L’Union syndicale suisse (USS) n’était pas en reste. Elle affirmait à la même époque: « Ce n’est pas verser dans la xénophobie que de prétendre que la limite supportable est atteinte. D’abord parce que cet afflux conduit à des investissements outranciers (…). Ensuite, parce que ces entrées excessives compliquent toujours davantage le délicat problème du logement (…). Pour conclure nous dirons que l’extrême limite dans l’appel de la main d’œuvre étrangèreest maintenant dépassée. Dans l’intérêt de la paix sociale, il convient donc de savoir s’arrêter au bon moment (…). Sinon l’aventure finira mal »4.

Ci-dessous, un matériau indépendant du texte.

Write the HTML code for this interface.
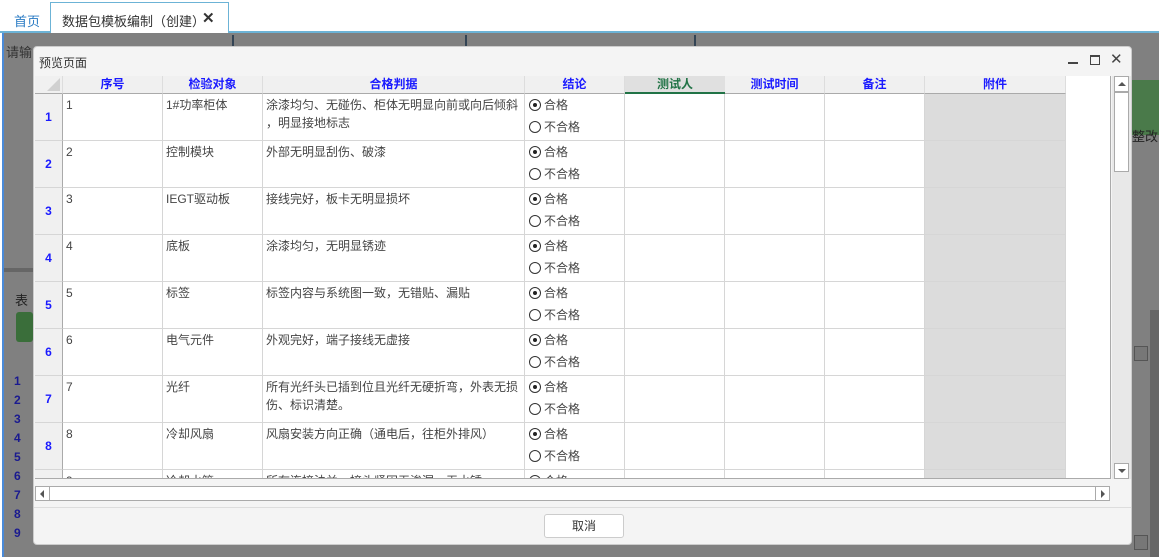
<!DOCTYPE html>
<html><head><meta charset="utf-8"><style>
*{margin:0;padding:0;box-sizing:border-box}
body{width:1159px;height:557px;overflow:hidden;background:#fff;font-family:"Liberation Sans","Noto Sans CJK SC",sans-serif;font-size:12px;color:#333;position:relative}
.a{position:absolute}
.ov{left:4px;top:33px;width:1155px;height:524px;background:#808080}
.dlg{left:33px;top:46px;width:1099px;height:499px;background:#f4f4f4;border-radius:4px;border:1px solid #ccc}
.hd{background:#f0f0f0;color:#1a1aff;font-weight:bold;text-align:center;line-height:17px;font-size:12px}
.cell{border-right:1px solid #d6d6d6;border-bottom:1px solid #d6d6d6;background:#fff;padding:2px 3px;line-height:18px;color:#444}
.rn{background:#f0f0f0;color:#1a1aff;font-weight:bold;text-align:center;border-bottom:1px solid #d6d6d6;border-right:1px solid #aaa;font-size:12px}
.rad{display:inline-block;width:12px;height:12px;border:1px solid #333;border-radius:50%;vertical-align:-2px;margin-right:3px;position:relative}
.rad.on:after{content:"";position:absolute;left:3px;top:3px;width:4px;height:4px;border-radius:50%;background:#222}
</style></head><body>
<div class="a" style="left:0;top:0;width:1159px;height:33px;background:#fff;border-bottom:2px solid #6cb3d6"></div>
<div class="a" style="left:14px;top:11px;color:#2a7bc4;font-size:13px">首页</div>
<div class="a" style="left:50px;top:2px;width:179px;height:31px;border:1px solid #6cb3d6;border-bottom:none;background:#fff"></div>
<div class="a" style="left:62px;top:11px;font-size:13px;color:#333">数据包模板编制（创建）</div>
<div class="a" style="left:202px;top:9px;font-size:15px;font-weight:bold;color:#333">✕</div>
<div class="a" style="left:2px;top:33px;width:2px;height:524px;background:#4a8ad8"></div>
<div class="a ov"></div>
<div class="a" style="left:6px;top:42px;color:#333;font-size:13px">请输</div>
<div class="a" style="left:232px;top:35px;width:2px;height:12px;background:#345"></div>
<div class="a" style="left:465px;top:35px;width:2px;height:12px;background:#345"></div>
<div class="a" style="left:694px;top:35px;width:2px;height:12px;background:#345"></div>
<div class="a" style="left:1132px;top:80px;width:27px;height:55px;background:#4a7a4a"></div>
<div class="a" style="left:1132px;top:126px;font-size:13px;color:#222">整改</div>
<div class="a" style="left:4px;top:268px;width:30px;height:4px;background:#666"></div>
<div class="a" style="left:16px;top:312px;width:17px;height:30px;background:#3a6e3a;border-radius:3px"></div>
<div class="a" style="left:15px;top:290px;color:#222;font-size:13px">表</div>
<div class="a" style="left:14px;top:372px;color:#1a1a90;font-weight:bold;line-height:19px;font-size:12px">1<br>2<br>3<br>4<br>5<br>6<br>7<br>8<br>9</div>
<div class="a" style="left:1134px;top:346px;width:14px;height:15px;background:#777;border:1px solid #555"></div>
<div class="a" style="left:1134px;top:535px;width:14px;height:15px;background:#777;border:1px solid #555"></div>
<div class="a" style="left:1150px;top:310px;width:9px;height:247px;background:#666"></div>
<div class="a dlg"></div>
<div class="a" style="left:39px;top:54px;font-size:12px;color:#333">预览页面</div>
<div class="a" style="left:1068px;top:62px;width:10px;height:2px;background:#444"></div>
<div class="a" style="left:1090px;top:55px;width:10px;height:10px;border:1px solid #444;border-top-width:2px"></div>
<div class="a" style="left:1110px;top:50px;font-size:15px;color:#444">✕</div>
<div class="a" style="left:35px;top:76px;width:1076px;height:403px;background:#fff;overflow:hidden;border-bottom:1px solid #aaa">
<div class="a hd" style="left:0;top:0;width:28px;height:18px;border-bottom:1px solid #aaa;border-right:1px solid #ddd"><div class="a" style="right:2px;bottom:2px;width:0;height:0;border-left:13px solid transparent;border-bottom:13px solid #d0d0d0"></div></div>
<div class="a hd" style="left:28px;top:0;width:100px;height:18px;border-bottom:1px solid #aaa;border-right:1px solid #ddd">序号</div>
<div class="a hd" style="left:128px;top:0;width:100px;height:18px;border-bottom:1px solid #aaa;border-right:1px solid #ddd">检验对象</div>
<div class="a hd" style="left:228px;top:0;width:262px;height:18px;border-bottom:1px solid #aaa;border-right:1px solid #ddd">合格判据</div>
<div class="a hd" style="left:490px;top:0;width:100px;height:18px;border-bottom:1px solid #aaa;border-right:1px solid #ddd">结论</div>
<div class="a hd" style="left:590px;top:0;width:100px;height:18px;border-bottom:2px solid #217346;background:#e0e0e0;color:#217346">测试人</div>
<div class="a hd" style="left:690px;top:0;width:100px;height:18px;border-bottom:1px solid #aaa;border-right:1px solid #ddd">测试时间</div>
<div class="a hd" style="left:790px;top:0;width:100px;height:18px;border-bottom:1px solid #aaa;border-right:1px solid #ddd">备注</div>
<div class="a hd" style="left:890px;top:0;width:141px;height:18px;border-bottom:1px solid #aaa;border-right:1px solid #ddd">附件</div>
<div class="a" style="left:1075px;top:0;width:1px;height:403px;background:#aaa"></div>
<div id="rows"></div>
</div>
<script>
var d=[["1","1#功率柜体","涂漆均匀、无碰伤、柜体无明显向前或向后倾斜<br>，明显接地标志"],["2","控制模块","外部无明显刮伤、破漆"],["3","IEGT驱动板","接线完好，板卡无明显损坏"],["4","底板","涂漆均匀，无明显锈迹"],["5","标签","标签内容与系统图一致，无错贴、漏贴"],["6","电气元件","外观完好，端子接线无虚接"],["7","光纤","所有光纤头已插到位且光纤无硬折弯，外表无损<br>伤、标识清楚。"],["8","冷却风扇","风扇安装方向正确（通电后，往柜外排风）"],["9","冷却水管","所有连接法兰、接头紧固无渗漏，无水锈"]];
var h="";
d.forEach(function(r,i){var t=18+i*47;
h+='<div class="a rn" style="left:0;top:'+t+'px;width:28px;height:47px;line-height:47px">'+r[0]+'</div>';
h+='<div class="a cell" style="left:28px;top:'+t+'px;width:100px;height:47px">'+r[0]+'</div>';
h+='<div class="a cell" style="left:128px;top:'+t+'px;width:100px;height:47px">'+r[1]+'</div>';
h+='<div class="a cell" style="left:228px;top:'+t+'px;width:262px;height:47px;font-size:12px">'+r[2]+'</div>';
h+='<div class="a cell" style="left:490px;top:'+t+'px;width:100px;height:47px;line-height:22px;padding:0 4px"><span class="rad on"></span>合格<br><span class="rad"></span>不合格</div>';
h+='<div class="a cell" style="left:590px;top:'+t+'px;width:100px;height:47px"></div>';
h+='<div class="a cell" style="left:690px;top:'+t+'px;width:100px;height:47px"></div>';
h+='<div class="a cell" style="left:790px;top:'+t+'px;width:100px;height:47px"></div>';
h+='<div class="a cell" style="left:890px;top:'+t+'px;width:141px;height:47px;background:#dcdcdc"></div>';
});
document.getElementById("rows").innerHTML=h;
</script>
<div class="a" style="left:1112px;top:76px;width:19px;height:403px;background:#e8e8e8"></div>
<div class="a" style="left:1114px;top:76px;width:15px;height:16px;background:#fff;border:1px solid #aaa"><div class="a" style="left:3px;top:5px;border-left:4px solid transparent;border-right:4px solid transparent;border-bottom:4px solid #555"></div></div>
<div class="a" style="left:1114px;top:92px;width:15px;height:80px;background:#fff;border:1px solid #aaa"></div>
<div class="a" style="left:1114px;top:463px;width:15px;height:16px;background:#fff;border:1px solid #aaa"><div class="a" style="left:3px;top:5px;border-left:4px solid transparent;border-right:4px solid transparent;border-top:4px solid #555"></div></div>
<div class="a" style="left:35px;top:486px;width:1075px;height:15px;background:#fff;border:1px solid #aaa"></div>
<div class="a" style="left:35px;top:486px;width:15px;height:15px;border:1px solid #aaa;background:#fff"><div class="a" style="left:4px;top:3px;border-top:4px solid transparent;border-bottom:4px solid transparent;border-right:4px solid #555"></div></div>
<div class="a" style="left:1095px;top:486px;width:15px;height:15px;border:1px solid #aaa;background:#fff"><div class="a" style="left:5px;top:3px;border-top:4px solid transparent;border-bottom:4px solid transparent;border-left:4px solid #555"></div></div>
<div class="a" style="left:34px;top:507px;width:1097px;height:1px;background:#ddd"></div>
<div class="a" style="left:544px;top:514px;width:80px;height:24px;background:#fff;border:1px solid #ccc;border-radius:3px;text-align:center;line-height:22px;color:#333">取消</div>
</body></html>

Un OUI à la libre circulation est indispensable au soir du 25 septembre pour ne pas s’enfoncer encore plus dans cette ornière et nous donner les meilleures conditions pour défendre ENSEMBLE nos salaires et nos emplois, en luttant notamment pour le salaire minimum et une protection légale contre les licenciements. Un refus s’inscrirait inévitablement dans la continuité d’une politique xénophobe, de James Schwarzenbach à Christoph Blocher. Il donnerait des ailes à la majorité des Chambres fédérales qui, avec la nouvelle Loi sur les étrangers (LEtr) et la révision en cours de la Loi sur l’asile (LAsi), est déjà en train d’écrire les pages suivantes de cette politique discriminatoire.

Jean-Michel DOLIVO

  1. A signer sur le site de www.sit-syndicat.ch
  2. L’Ueberfremdung est traduite faussement par «surpopulation étrangère». Sa traduction exacte est «altération excessive de l’identité nationale», un terme qui oppose «schweizerisch» à «unschweizerisch» (contraire à l’esprit suisse). Cette notion est au centre de la Loi sur le séjour et l’établissement des étrangers (LSEE) de 1931 qui dispose que «pour les autorisations, les autorités doivent tenir compte des intérêts moraux et économiques du pays, ainsi que du degré de surpopulation étrangère».
  3. Postulat cité dans, Ebel, Marianne, Fiala, Pierre, Sous le consensus, la xénophobie. Paroles, arguments, contextes (1961-1981), Lausanne: Institut de science politique, 1983, p. 22. Willi Ritschard (1918-1983) sera conseiller fédéral, Chef du Département des Finances, de 1973 à sa mort.